Traveling on a Budget in Norway
Whether you’re exploring the big city grandeur of Oslo, walking amongst the cozy alleyways of Bergen, or admiring the impressive beauty of the Geirangerfjord, it’s clear that Norway offers a magnificent travel experience for all sorts of visitors. So if you're looking to mingle in the hipster cafes in the capital city or go wildlife watching in the fjords, Norway has you covered.
But there’s one thing that can often catch the unsuspecting traveler off guard: just how expensive Norway can be.
Perhaps it’s the price to pay for visiting the happiest nation on Earth, but it’s dreadful to return home and have a huge credit card bill waiting for you (especially given the current exchange rate!).
However, with a few handy tips it’s entirely possible to fully experience Norway without breaking the bank.
Getting around on the cheap
Thanks to the nation’s enthusiasm for public transport, Norway can be a lot less expensive to get around than some other European countries.
If you're planning to see more than just the capital city, you can save your money with public transit as much of the country is easily accessible by train. Downloading the NSB rail app to your smartphone makes it easy for you to buy tickets whenever and wherever you are (plus purchasing through the app might get some pretty good discounts as well!).

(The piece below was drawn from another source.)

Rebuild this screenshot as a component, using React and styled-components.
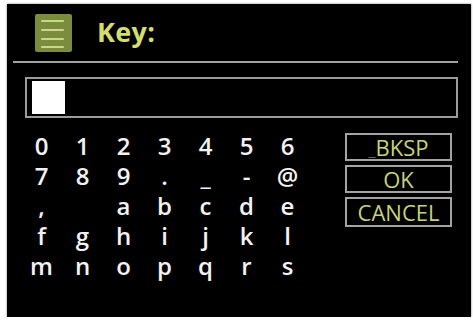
import React from 'react';
import styled, { createGlobalStyle } from 'styled-components';

const GlobalStyle = createGlobalStyle`
    html, body {
        margin: 0;
        padding: 0;
        background: #ffffff;
    }
`;

const Screen = styled.div`
    margin: 4px 0 0 7px;
    width: 464px;
    height: 313px;
    background: #000;
    box-shadow: 0 0 2px rgba(0, 0, 0, 0.5);
    font-family: "Open Sans", "DejaVu Sans", sans-serif;
    display: flex;
    flex-direction: column;
    overflow: hidden;
`;

const Header = styled.div`
    height: 57px;
    display: flex;
    align-items: center;
    padding-left: 28px;
    gap: 25px;
`;

const Title = styled.div`
    color: #d3de6e;
    font-size: 27px;
    font-weight: 700;
    margin-top: -2px;
    letter-spacing: 0.3px;
`;

const Divider = styled.div`
    margin-left: 6px;
    width: 445px;
    height: 2px;
    background: #a2a2a2;
`;

const InputBox = styled.div`
    margin: 14px 0 0 18px;
    width: 424px;
    height: 37px;
    border: 2px solid #9c9c9c;
    display: flex;
    align-items: center;
    padding-left: 5px;
`;

const Cursor = styled.div`
    width: 33px;
    height: 33px;
    background: #fff;
`;

const Body = styled.div`
    display: flex;
    margin-top: 13px;
    padding-left: 14px;
`;

const Keys = styled.div`
    display: grid;
    grid-template-columns: repeat(7, 41px);
    grid-auto-rows: 30px;
`;

const Key = styled.span`
    color: #f2f2f2;
    font-size: 24px;
    font-weight: 600;
    line-height: 30px;
    text-align: center;
`;

const Actions = styled.div`
    margin-left: 37px;
    margin-top: 2px;
    display: flex;
    flex-direction: column;
    gap: 4px;
`;

const Action = styled.div`
    width: 103px;
    height: ${({ tall }) => (tall ? 26 : 24)}px;
    border: 2px solid #a4a4a4;
    color: #c6d27c;
    font-size: 22px;
    line-height: ${({ tall }) => (tall ? 26 : 24)}px;
    text-align: center;
    white-space: nowrap;
`;

const Under = styled.span`
    color: #6b6b4a;
    font-size: 16px;
`;

function MenuIcon() {
    return (
        <svg width="37" height="38" viewBox="0 0 37 38">
            <rect x="0" y="0" width="37" height="38" rx="2" fill="#7b8c3c" />
            <g stroke="#c9d68c" strokeWidth="2.2" strokeLinecap="round">
                <line x1="7" y1="7" x2="28" y2="7" />
                <line x1="7" y1="16" x2="28" y2="16" />
                <line x1="7" y1="25" x2="28" y2="25" />
                <line x1="7" y1="33" x2="28" y2="33" />
            </g>
        </svg>
    );
}

const rows = [
    ['0', '1', '2', '3', '4', '5', '6'],
    ['7', '8', '9', '.', '_', '-', '@'],
    [',', ' ', 'a', 'b', 'c', 'd', 'e'],
    ['f', 'g', 'h', 'i', 'j', 'k', 'l'],
    ['m', 'n', 'o', 'p', 'q', 'r', 's'],
];

export default function App() {
    return (
        <>
            <GlobalStyle />
            <Screen>
                <Header>
                    <MenuIcon />
                    <Title>Key:</Title>
                </Header>
                <Divider />
                <InputBox>
                    <Cursor />
                </InputBox>
                <Body>
                    <Keys>
                        {rows.flat().map((k, i) => (
                            <Key key={i}>{k}</Key>
                        ))}
                    </Keys>
                    <Actions>
                        <Action><Under>_</Under>BKSP</Action>
                        <Action>OK</Action>
                        <Action tall>CANCEL</Action>
                    </Actions>
                </Body>
            </Screen>
        </>
    );
}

Cutting down museum and entertainment prices
Norway is blessed with plenty of thought-provoking museums. From the Munch Museet, which showcases some of Edvard Munch's most-loved works, to the fun Norsk Folkemuseum (Norwegian Folk Museum), there’s always something new to see.
If you're a serious museum buff, don't skip out on getting your Oslo Pass, which provides free entry to over 30 museums in this beautiful city. This handy pass can be a real budget-saver in the capital as it also grants you free access to Oslo’s public transport system, free entry to outdoor swimming pools, free walking tours, discounts on sightseeing, concert tickets, climbing, ski rentals, and special offers in restaurants, shops, entertainment and leisure venues.
Keep in mind, many of the museums around Norway also offer their very own free apps to help you understand their exhibits better.
While I'm not much of a gambler myself, I was surprised to learn that gambling for the most part is illegal in Norway. There are actually only two companies who are allowed to offer gambling services such as lotto and Keno to Norwegian citizens, however these are closely monitored.
Eating and drinking
It’s often the basic things like eating out that can cause the biggest financial headaches for foreign visitors. But rather than dining at chic and expensive eateries like Maaemo, some of the little food outlets on Oslo’s main streets Grønlandsleiret, Torggata, or Grønland can provide a delicious alternative and cost-effective way to stay fueled.
And whilst the cost of alcohol in Norway can also be fairly prohibitive, there are plenty of unpretentious and fun bars like Per pa Hjornet that show you don’t need to spend all of your holiday money to have a good time.
So with some simple money saving tips there’s no reason why you can’t enjoy an amazing trip to Norway!